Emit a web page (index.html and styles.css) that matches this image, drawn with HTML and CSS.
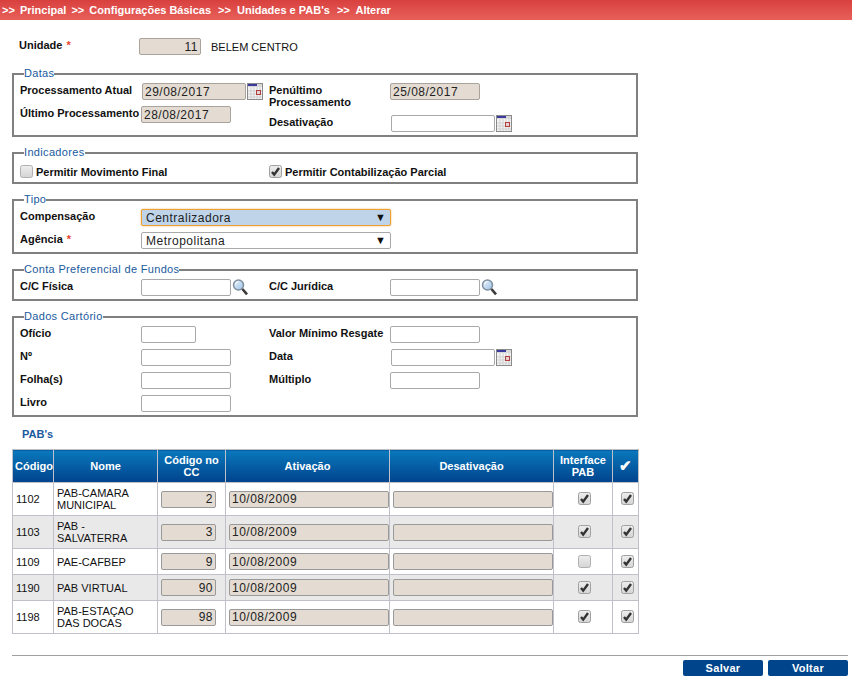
FILE: index.html
```html
<!DOCTYPE html>
<html lang="en">
<head>
    <meta charset="UTF-8">
    <meta name="viewport" content="width=device-width, initial-scale=1.0">
    <title>Alterar Unidade</title>
    <link rel="stylesheet" href="styles.css">
</head>
<body>
    <svg class="defs" width="0" height="0">
        <defs>
            <linearGradient id="boxfill" x1="0" y1="0" x2="0" y2="1">
                <stop offset="0" stop-color="#eeeeee"/>
                <stop offset="1" stop-color="#d4d4d4"/>
            </linearGradient>
            <linearGradient id="lens" x1="0" y1="0" x2="1" y2="1">
                <stop offset="0" stop-color="#eaf3fc"/>
                <stop offset="1" stop-color="#9cc2e8"/>
            </linearGradient>
        </defs>
        <symbol id="cal" viewBox="0 0 16 17">
            <rect x="0.5" y="0.5" width="15" height="16" fill="#f4f4f4" stroke="#8a8a8a"/>
            <rect x="1" y="1" width="14" height="3" fill="#d8d8d8"/>
            <rect x="1" y="1" width="9" height="2" fill="#3b3b9c"/>
            <path d="M1 8h14M1 11h14M1 14h14M4 4v12M7 4v12M10 4v12M13 4v12" stroke="#cfcfcf" stroke-width="1" fill="none"/>
            <rect x="9.5" y="7.5" width="4" height="4" fill="#e8d0d0" stroke="#b04040"/>
        </symbol>
        <symbol id="lupa" viewBox="0 0 16 17">
            <circle cx="6.5" cy="6" r="5" fill="url(#lens)" stroke="#7f8f9f" stroke-width="1.5"/>
            <path d="M3.5 5.5a3.2 3.2 0 0 1 3-3" stroke="#fff" fill="none"/>
            <path d="M10.4 10l4.6 5.4" stroke="#3c3c3c" stroke-width="2.6"/>
        </symbol>
        <symbol id="box" viewBox="0 0 13 13">
            <rect x="0.5" y="0.5" width="12" height="12" rx="2" fill="url(#boxfill)" stroke="#b0b0b0"/>
        </symbol>
        <symbol id="tick" viewBox="0 0 13 13">
            <rect x="0.5" y="0.5" width="12" height="12" rx="2" fill="url(#boxfill)" stroke="#a0a0a0"/>
            <path d="M3 7l2.2 2.6L10 3" stroke="#333" stroke-width="2.4" fill="none"/>
        </symbol>
    </svg>

    <div class="crumbs"><span class="sep">&gt;&gt;</span> Principal <span class="sep">&gt;&gt;</span> Configurações Básicas <span class="sep sep-wide">&gt;&gt;</span> Unidades e PAB's <span class="sep sep-wide">&gt;&gt;</span> Alterar</div>

    <div class="content">
        <div class="unidade">
            <label class="lbl lbl-unit">Unidade <span class="req">*</span></label>
            <input class="inp ro num w62" value="11" readonly>
            <span class="unit-name">BELEM CENTRO</span>
        </div>

        <fieldset class="box box-datas">
            <legend>Datas</legend>
            <div class="cols">
                <div class="col">
                    <div class="row">
                        <label class="lbl">Processamento Atual</label>
                        <input class="inp ro w104 nudge" value="29/08/2017" readonly>
                        <svg class="ico-cal"><use href="#cal"/></svg>
                    </div>
                    <div class="row">
                        <label class="lbl lbl-wide">Último Processamento</label>
                        <input class="inp ro w90" value="28/08/2017" readonly>
                    </div>
                </div>
                <div class="col">
                    <div class="row row-tall">
                        <label class="lbl">Penúltimo Processamento</label>
                        <input class="inp ro w90" value="25/08/2017" readonly>
                    </div>
                    <div class="row">
                        <label class="lbl">Desativação</label>
                        <input class="inp w104 nudge">
                        <svg class="ico-cal"><use href="#cal"/></svg>
                    </div>
                </div>
            </div>
        </fieldset>

        <fieldset class="box box-ind">
            <legend>Indicadores</legend>
            <div class="cols">
                <div class="col check-line">
                    <svg class="chk"><use href="#box"/></svg>
                    <label class="lbl lbl-free">Permitir Movimento Final</label>
                </div>
                <div class="col check-line">
                    <svg class="chk"><use href="#tick"/></svg>
                    <label class="lbl lbl-free">Permitir Contabilização Parcial</label>
                </div>
            </div>
        </fieldset>

        <fieldset class="box">
            <legend>Tipo</legend>
            <div class="row">
                <label class="lbl">Compensação</label>
                <div class="sel sel-focus">Centralizadora<span class="arrow">▼</span></div>
            </div>
            <div class="row">
                <label class="lbl">Agência <span class="req">*</span></label>
                <div class="sel">Metropolitana<span class="arrow">▼</span></div>
            </div>
        </fieldset>

        <fieldset class="box">
            <legend>Conta Preferencial de Fundos</legend>
            <div class="cols">
                <div class="col">
                    <div class="row">
                        <label class="lbl">C/C Física</label>
                        <input class="inp w90">
                        <svg class="ico-lupa"><use href="#lupa"/></svg>
                    </div>
                </div>
                <div class="col">
                    <div class="row">
                        <label class="lbl">C/C Jurídica</label>
                        <input class="inp w90">
                        <svg class="ico-lupa"><use href="#lupa"/></svg>
                    </div>
                </div>
            </div>
        </fieldset>

        <fieldset class="box">
            <legend>Dados Cartório</legend>
            <div class="cols">
                <div class="col">
                    <div class="row"><label class="lbl">Ofício</label><input class="inp w55"></div>
                    <div class="row"><label class="lbl">Nº</label><input class="inp w90"></div>
                    <div class="row"><label class="lbl">Folha(s)</label><input class="inp w90"></div>
                    <div class="row"><label class="lbl">Livro</label><input class="inp w90"></div>
                </div>
                <div class="col">
                    <div class="row"><label class="lbl lbl-wide">Valor Mínimo Resgate</label><input class="inp w90"></div>
                    <div class="row">
                        <label class="lbl">Data</label>
                        <input class="inp w104 nudge">
                        <svg class="ico-cal"><use href="#cal"/></svg>
                    </div>
                    <div class="row"><label class="lbl">Múltiplo</label><input class="inp w90"></div>
                </div>
            </div>
        </fieldset>

        <div class="pab-title">PAB's</div>

        <table class="grid">
            <colgroup>
                <col class="c1"><col class="c2"><col class="c3"><col class="c4"><col class="c5"><col class="c6"><col class="c7">
            </colgroup>
            <thead>
                <tr>
                    <th>Código</th>
                    <th>Nome</th>
                    <th>Código no CC</th>
                    <th>Ativação</th>
                    <th>Desativação</th>
                    <th>Interface PAB</th>
                    <th class="th-check">✔</th>
                </tr>
            </thead>
            <tbody>
                <tr class="tall">
                    <td>1102</td>
                    <td>PAB-CAMARA MUNICIPAL</td>
                    <td><input class="inp ro num w55" value="2" readonly></td>
                    <td><input class="inp ro w160" value="10/08/2009" readonly></td>
                    <td><input class="inp ro w160" readonly></td>
                    <td class="mid"><svg class="chk"><use href="#tick"/></svg></td>
                    <td class="mid"><svg class="chk"><use href="#tick"/></svg></td>
                </tr>
                <tr class="tall alt">
                    <td>1103</td>
                    <td>PAB - SALVATERRA</td>
                    <td><input class="inp ro num w55" value="3" readonly></td>
                    <td><input class="inp ro w160" value="10/08/2009" readonly></td>
                    <td><input class="inp ro w160" readonly></td>
                    <td class="mid"><svg class="chk"><use href="#tick"/></svg></td>
                    <td class="mid"><svg class="chk"><use href="#tick"/></svg></td>
                </tr>
                <tr class="short">
                    <td>1109</td>
                    <td>PAE-CAFBEP</td>
                    <td><input class="inp ro num w55" value="9" readonly></td>
                    <td><input class="inp ro w160" value="10/08/2009" readonly></td>
                    <td><input class="inp ro w160" readonly></td>
                    <td class="mid"><svg class="chk"><use href="#box"/></svg></td>
                    <td class="mid"><svg class="chk"><use href="#tick"/></svg></td>
                </tr>
                <tr class="short alt">
                    <td>1190</td>
                    <td>PAB VIRTUAL</td>
                    <td><input class="inp ro num w55" value="90" readonly></td>
                    <td><input class="inp ro w160" value="10/08/2009" readonly></td>
                    <td><input class="inp ro w160" readonly></td>
                    <td class="mid"><svg class="chk"><use href="#tick"/></svg></td>
                    <td class="mid"><svg class="chk"><use href="#tick"/></svg></td>
                </tr>
                <tr class="tall">
                    <td>1198</td>
                    <td>PAB-ESTAÇAO DAS DOCAS</td>
                    <td><input class="inp ro num w55" value="98" readonly></td>
                    <td><input class="inp ro w160" value="10/08/2009" readonly></td>
                    <td><input class="inp ro w160" readonly></td>
                    <td class="mid"><svg class="chk"><use href="#tick"/></svg></td>
                    <td class="mid"><svg class="chk"><use href="#tick"/></svg></td>
                </tr>
            </tbody>
        </table>

        <div class="actions">
            <button class="btn" type="button">Salvar</button>
            <button class="btn" type="button">Voltar</button>
        </div>
    </div>
</body>
</html>
```

FILE: styles.css
```css
* {
    box-sizing: border-box;
    margin: 0;
    padding: 0;
}

html, body {
    height: 682px;
    overflow: hidden;
}

body {
    font-family: "Liberation Sans", Arial, sans-serif;
    font-size: 11px;
    background-color: white;
    color: #111;
}

.defs {
    position: absolute;
}

.crumbs {
    height: 20px;
    line-height: 20px;
    padding-left: 2px;
    font-weight: bold;
    font-size: 11px;
    color: white;
    background: linear-gradient(#d8403e, #e8605a);
}

.sep {
    margin: 0 2px 0 2px;
}

.crumbs .sep:first-child {
    margin-left: 0;
}

.sep-wide {
    margin-left: 4px;
    margin-right: 3px;
}

.content {
    padding: 0 4px 0 12px;
}

.unidade {
    display: flex;
    align-items: center;
    height: 17px;
    margin: 18px 0 12px;
}

.lbl {
    flex: none;
    width: 121px;
    font-weight: bold;
    line-height: 12px;
    margin-top: -3px;
}

.lbl-unit {
    width: 127px;
    padding-left: 7px;
}

.lbl-wide {
    white-space: nowrap;
}

.lbl-free {
    width: auto;
    margin-top: 0;
}

.req {
    color: #e8432e;
    margin-left: 1px;
}

.unit-name {
    margin-left: 10px;
}

.box {
    width: 626px;
    border: 2px solid #808080;
    padding: 0 6px;
    margin-bottom: 9px;
}

.box legend {
    margin-left: 4px;
    padding: 0;
    color: #1a5a9e;
    font-size: 11px;
    letter-spacing: 0.33px;
    line-height: 13px;
}

.cols {
    display: flex;
}

.col {
    width: 249px;
    flex: none;
}

.row {
    display: flex;
    align-items: center;
    height: 23px;
}

.row-tall {
    height: 32px;
    align-items: flex-start;
}

.row-tall .lbl {
    margin-top: 4px;
}

.row-tall .inp {
    margin-top: 3px;
}

.check-line {
    display: flex;
    align-items: center;
    height: 23px;
    padding-top: 3px;
}

.check-line .chk {
    margin-right: 3px;
    margin-top: -2px;
}

.inp {
    height: 17px;
    border: 1px solid #a9a9a9;
    border-radius: 2px;
    padding: 0 2px;
    font-family: "Liberation Sans", Arial, sans-serif;
    font-size: 12px;
    letter-spacing: 0.5px;
    background-color: white;
    color: #222;
    outline: none;
}

.ro {
    background-color: #e4dcd3;
    border-color: #a8a39c;
}

.num {
    text-align: right;
}

.w55 { width: 55px; }
.w62 { width: 62px; }
.w90 { width: 90px; }
.w104 { width: 104px; }
.w160 { width: 160px; }

.nudge {
    margin-left: 1px;
}

.ico-cal {
    width: 16px;
    height: 17px;
    margin-left: 1px;
}

.ico-lupa {
    width: 16px;
    height: 17px;
    margin-left: 1px;
}

.chk {
    width: 13px;
    height: 13px;
    flex: none;
}

.sel {
    position: relative;
    width: 250px;
    height: 17px;
    line-height: 16px;
    border: 1px solid #a9a9a9;
    border-radius: 2px;
    padding-left: 4px;
    font-size: 12px;
    letter-spacing: 0.5px;
    color: #222;
}

.sel-focus {
    background-color: #bfd4e9;
    border-color: #f0a030;
    box-shadow: 0 0 2px #f0b060;
}

.arrow {
    position: absolute;
    right: 4px;
    top: -1px;
    font-size: 11px;
    letter-spacing: 0;
    color: #111;
}

.pab-title {
    color: #1a5a9e;
    font-weight: bold;
    padding-left: 10px;
    line-height: 14px;
    margin: 10px 0 8px;
}

.grid {
    width: 626px;
    table-layout: fixed;
    border-collapse: collapse;
}

.c1 { width: 41px; }
.c2 { width: 104px; }
.c3 { width: 68px; }
.c4 { width: 164px; }
.c5 { width: 164px; }
.c6 { width: 59px; }
.c7 { width: 26px; }

.grid th, .grid td {
    border: 1px solid #c0c0c8;
}

.grid th {
    height: 33px;
    background: linear-gradient(#0a78bc, #00438c);
    color: white;
    font-size: 11px;
    line-height: 12px;
    font-weight: bold;
    padding: 0 2px;
}

.grid .th-check {
    font-size: 15px;
}

.grid td {
    padding: 0 3px;
    line-height: 12px;
    font-size: 11px;
}

.grid td.mid {
    padding: 0 0 0 3px;
    text-align: center;
}

.grid .inp {
    display: block;
    border-color: #999;
}

.tall td { height: 33px; }
.short td { height: 26px; }
.alt td { background-color: #e9e9e9; }

.mid .chk {
    display: inline-block;
    vertical-align: middle;
    margin-top: -3px;
}

.actions {
    display: flex;
    justify-content: flex-end;
    gap: 5px;
    border-top: 1px solid #a0a0a0;
    margin-top: 21px;
    padding-top: 4px;
}

.btn {
    width: 80px;
    height: 16px;
    border: none;
    border-radius: 2px;
    background-color: #00448c;
    color: white;
    font-family: "Liberation Sans", Arial, sans-serif;
    font-size: 11px;
    letter-spacing: 0.3px;
    font-weight: bold;
}
```
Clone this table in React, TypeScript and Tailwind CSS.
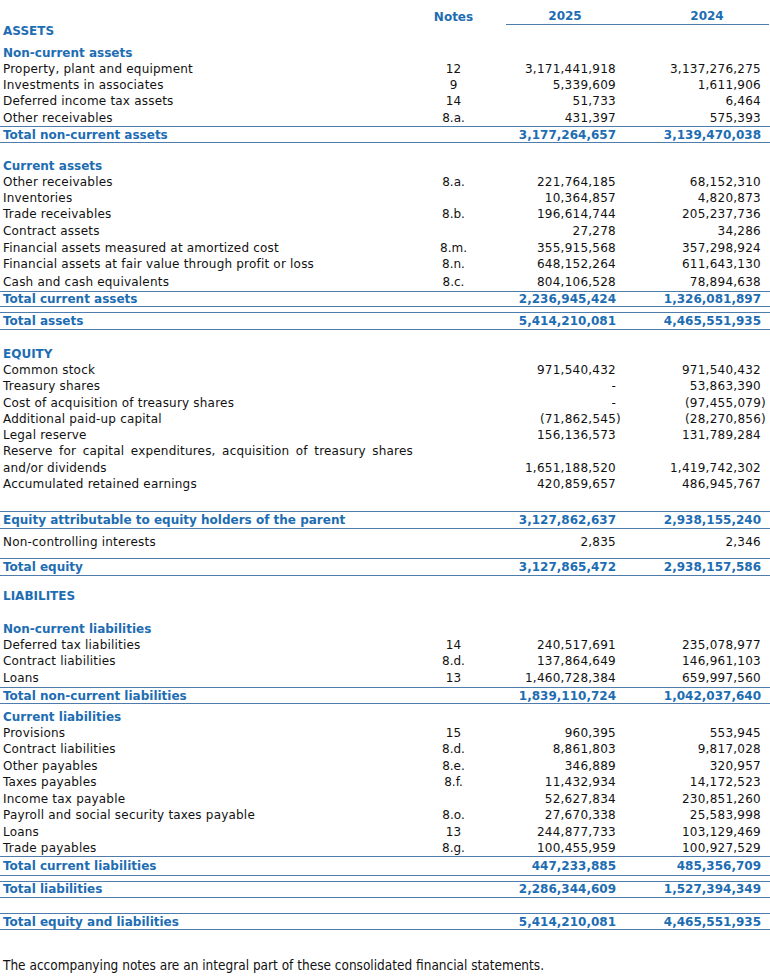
import React from 'react';

type Row =
  | { k: 'gap'; h: string }
  | { k: 'head'; label: string; h: string }
  | { k: 'item'; label: string; note?: string; a?: string; b?: string; h: string }
  | { k: 'wrap'; label: string; h: string }
  | { k: 'total'; label: string; a: string; b: string; h: string };

const rows: Row[] = [
  { k: 'head', label: 'ASSETS', h: 'h-[12px]' },
  { k: 'gap', h: 'h-[7px]' },
  { k: 'head', label: 'Non-current assets', h: 'h-[17px]' },
  { k: 'item', label: 'Property, plant and equipment', note: '12', a: '3,171,441,918', b: '3,137,276,275', h: 'h-[16px]' },
  { k: 'item', label: 'Investments in associates', note: '9', a: '5,339,609', b: '1,611,906', h: 'h-[16px]' },
  { k: 'item', label: 'Deferred income tax assets', note: '14', a: '51,733', b: '6,464', h: 'h-[16px]' },
  { k: 'item', label: 'Other receivables', note: '8.a.', a: '431,397', b: '575,393', h: 'h-[17px]' },
  { k: 'total', label: 'Total non-current assets', a: '3,177,264,657', b: '3,139,470,038', h: 'h-[17px]' },
  { k: 'gap', h: 'h-[15px]' },
  { k: 'head', label: 'Current assets', h: 'h-[16px]' },
  { k: 'item', label: 'Other receivables', note: '8.a.', a: '221,764,185', b: '68,152,310', h: 'h-[16px]' },
  { k: 'item', label: 'Inventories', a: '10,364,857', b: '4,820,873', h: 'h-[16px]' },
  { k: 'item', label: 'Trade receivables', note: '8.b.', a: '196,614,744', b: '205,237,736', h: 'h-[16px]' },
  { k: 'item', label: 'Contract assets', a: '27,278', b: '34,286', h: 'h-[17px]' },
  { k: 'item', label: 'Financial assets measured at amortized cost', note: '8.m.', a: '355,915,568', b: '357,298,924', h: 'h-[17px]' },
  { k: 'item', label: 'Financial assets at fair value through profit or loss', note: '8.n.', a: '648,152,264', b: '611,643,130', h: 'h-[16px]' },
  { k: 'item', label: 'Cash and cash equivalents', note: '8.c.', a: '804,106,528', b: '78,894,638', h: 'h-[19px]' },
  { k: 'total', label: 'Total current assets', a: '2,236,945,424', b: '1,326,081,897', h: 'h-[16px]' },
  { k: 'gap', h: 'h-[5px]' },
  { k: 'total', label: 'Total assets', a: '5,414,210,081', b: '4,465,551,935', h: 'h-[18px]' },
  { k: 'gap', h: 'h-[15px]' },
  { k: 'head', label: 'EQUITY', h: 'h-[17px]' },
  { k: 'item', label: 'Common stock', a: '971,540,432', b: '971,540,432', h: 'h-[16px]' },
  { k: 'item', label: 'Treasury shares', a: '-', b: '53,863,390', h: 'h-[16px]' },
  { k: 'item', label: 'Cost of acquisition of treasury shares', a: '-', b: '(97,455,079)', h: 'h-[17px]' },
  { k: 'item', label: 'Additional paid-up capital', a: '(71,862,545)', b: '(28,270,856)', h: 'h-[16px]' },
  { k: 'item', label: 'Legal reserve', a: '156,136,573', b: '131,789,284', h: 'h-[16px]' },
  { k: 'wrap', label: 'Reserve for capital expenditures, acquisition of treasury shares', h: 'h-[16px]' },
  { k: 'item', label: 'and/or dividends', a: '1,651,188,520', b: '1,419,742,302', h: 'h-[17px]' },
  { k: 'item', label: 'Accumulated retained earnings', a: '420,859,657', b: '486,945,767', h: 'h-[16px]' },
  { k: 'gap', h: 'h-[19px]' },
  { k: 'total', label: 'Equity attributable to equity holders of the parent', a: '3,127,862,637', b: '2,938,155,240', h: 'h-[18px]' },
  { k: 'gap', h: 'h-[5px]' },
  { k: 'item', label: 'Non-controlling interests', a: '2,835', b: '2,346', h: 'h-[16px]' },
  { k: 'gap', h: 'h-[8px]' },
  { k: 'total', label: 'Total equity', a: '3,127,865,472', b: '2,938,157,586', h: 'h-[18px]' },
  { k: 'gap', h: 'h-[12px]' },
  { k: 'head', label: 'LIABILITES', h: 'h-[16px]' },
  { k: 'gap', h: 'h-[16px]' },
  { k: 'head', label: 'Non-current liabilities', h: 'h-[17px]' },
  { k: 'item', label: 'Deferred tax liabilities', note: '14', a: '240,517,691', b: '235,078,977', h: 'h-[16px]' },
  { k: 'item', label: 'Contract liabilities', note: '8.d.', a: '137,864,649', b: '146,961,103', h: 'h-[16px]' },
  { k: 'item', label: 'Loans', note: '13', a: '1,460,728,384', b: '659,997,560', h: 'h-[18px]' },
  { k: 'total', label: 'Total non-current liabilities', a: '1,839,110,724', b: '1,042,037,640', h: 'h-[17px]' },
  { k: 'gap', h: 'h-[5px]' },
  { k: 'head', label: 'Current liabilities', h: 'h-[16px]' },
  { k: 'item', label: 'Provisions', note: '15', a: '960,395', b: '553,945', h: 'h-[16px]' },
  { k: 'item', label: 'Contract liabilities', note: '8.d.', a: '8,861,803', b: '9,817,028', h: 'h-[16px]' },
  { k: 'item', label: 'Other payables', note: '8.e.', a: '346,889', b: '320,957', h: 'h-[17px]' },
  { k: 'item', label: 'Taxes payables', note: '8.f.', a: '11,432,934', b: '14,172,523', h: 'h-[16px]' },
  { k: 'item', label: 'Income tax payable', a: '52,627,834', b: '230,851,260', h: 'h-[17px]' },
  { k: 'item', label: 'Payroll and social security taxes payable', note: '8.o.', a: '27,670,338', b: '25,583,998', h: 'h-[16px]' },
  { k: 'item', label: 'Loans', note: '13', a: '244,877,733', b: '103,129,469', h: 'h-[17px]' },
  { k: 'item', label: 'Trade payables', note: '8.g.', a: '100,455,959', b: '100,927,529', h: 'h-[16px]' },
  { k: 'total', label: 'Total current liabilities', a: '447,233,885', b: '485,356,709', h: 'h-[20px]' },
  { k: 'gap', h: 'h-[5px]' },
  { k: 'total', label: 'Total liabilities', a: '2,286,344,609', b: '1,527,394,349', h: 'h-[17px] pb-[2px]' },
  { k: 'gap', h: 'h-[15px]' },
  { k: 'total', label: 'Total equity and liabilities', a: '5,414,210,081', b: '4,465,551,935', h: 'h-[17px]' },
];

// accounting format: closing paren hangs past the column edge
function Amount({ v }: { v?: string }) {
  if (!v) return null;
  if (v.startsWith('(')) {
    return (
      <>
        {v.slice(0, -1)}
        <span className="-mr-[5px]">)</span>
      </>
    );
  }
  return <>{v}</>;
}

function Line({ row }: { row: Row }) {
  if (row.k === 'gap') return <div className={row.h} />;

  if (row.k === 'head') {
    return (
      <div className={`flex items-center pl-[3px] font-bold text-[#1d6db3] ${row.h}`}>
        {row.label}
      </div>
    );
  }

  if (row.k === 'wrap') {
    return (
      <div className={`flex items-center ${row.h}`}>
        <div className="w-[413px] pl-[3px] text-justify tracking-[0.2px] [text-align-last:justify]">
          {row.label}
        </div>
      </div>
    );
  }

  const total = row.k === 'total';
  const num = total ? 'tracking-normal' : 'tracking-[0.25px]';
  return (
    <div
      className={`flex items-center ${row.h} ${
        total ? 'border-y border-[#4f7cab] font-bold text-[#1d6db3]' : ''
      }`}
    >
      <div className={`w-[410px] pl-[3px] whitespace-nowrap ${total ? '' : 'tracking-[0.2px]'}`}>
        {row.label}
      </div>
      <div className="w-[87px] text-center">{row.k === 'item' ? row.note : ''}</div>
      <div className={`w-[119px] text-right ${num}`}>
        <Amount v={row.a} />
      </div>
      <div className={`w-[145px] text-right ${num}`}>
        <Amount v={row.b} />
      </div>
    </div>
  );
}

export default function App() {
  return (
    <div className="w-[770px] h-[976px] bg-white pt-[8px] font-['DejaVu_Sans',Verdana,sans-serif] text-[12px] leading-none text-[#111]">
      {/* column headings */}
      <div className="flex h-[17px] font-bold text-[#1d6db3]">
        <div className="w-[410px]" />
        <div className="flex w-[87px] items-center justify-center">Notes</div>
        <div className="ml-[9px] flex w-[263px] items-center border-b border-[#4f7cab]">
          <div className="w-[118px] text-center">2025</div>
          <div className="ml-[24px] w-[118px] text-center">2024</div>
        </div>
      </div>

      {rows.map((row, i) => (
        <Line key={i} row={row} />
      ))}

      <div className="h-[28px]" />
      <div className="flex h-[16px] items-center pl-[3px] font-['DejaVu_Sans_Condensed','DejaVu_Sans',sans-serif] text-[13.5px]">
        The accompanying notes are an integral part of these consolidated financial statements.
      </div>
    </div>
  );
}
━━━━━━━━━━
Exercise –
Both the line with "Clone this table" and the line with "string; a: string;" are included: reproduce them and every line between, exactly, with pictures omitted.

Written answer –
Clone this table in React, TypeScript and Tailwind CSS.
import React from 'react';

type Row =
  | { k: 'gap'; h: string }
  | { k: 'head'; label: string; h: string }
  | { k: 'item'; label: string; note?: string; a?: string; b?: string; h: string }
  | { k: 'wrap'; label: string; h: string }
  | { k: 'total'; label: string; a: string; b: string; h: string };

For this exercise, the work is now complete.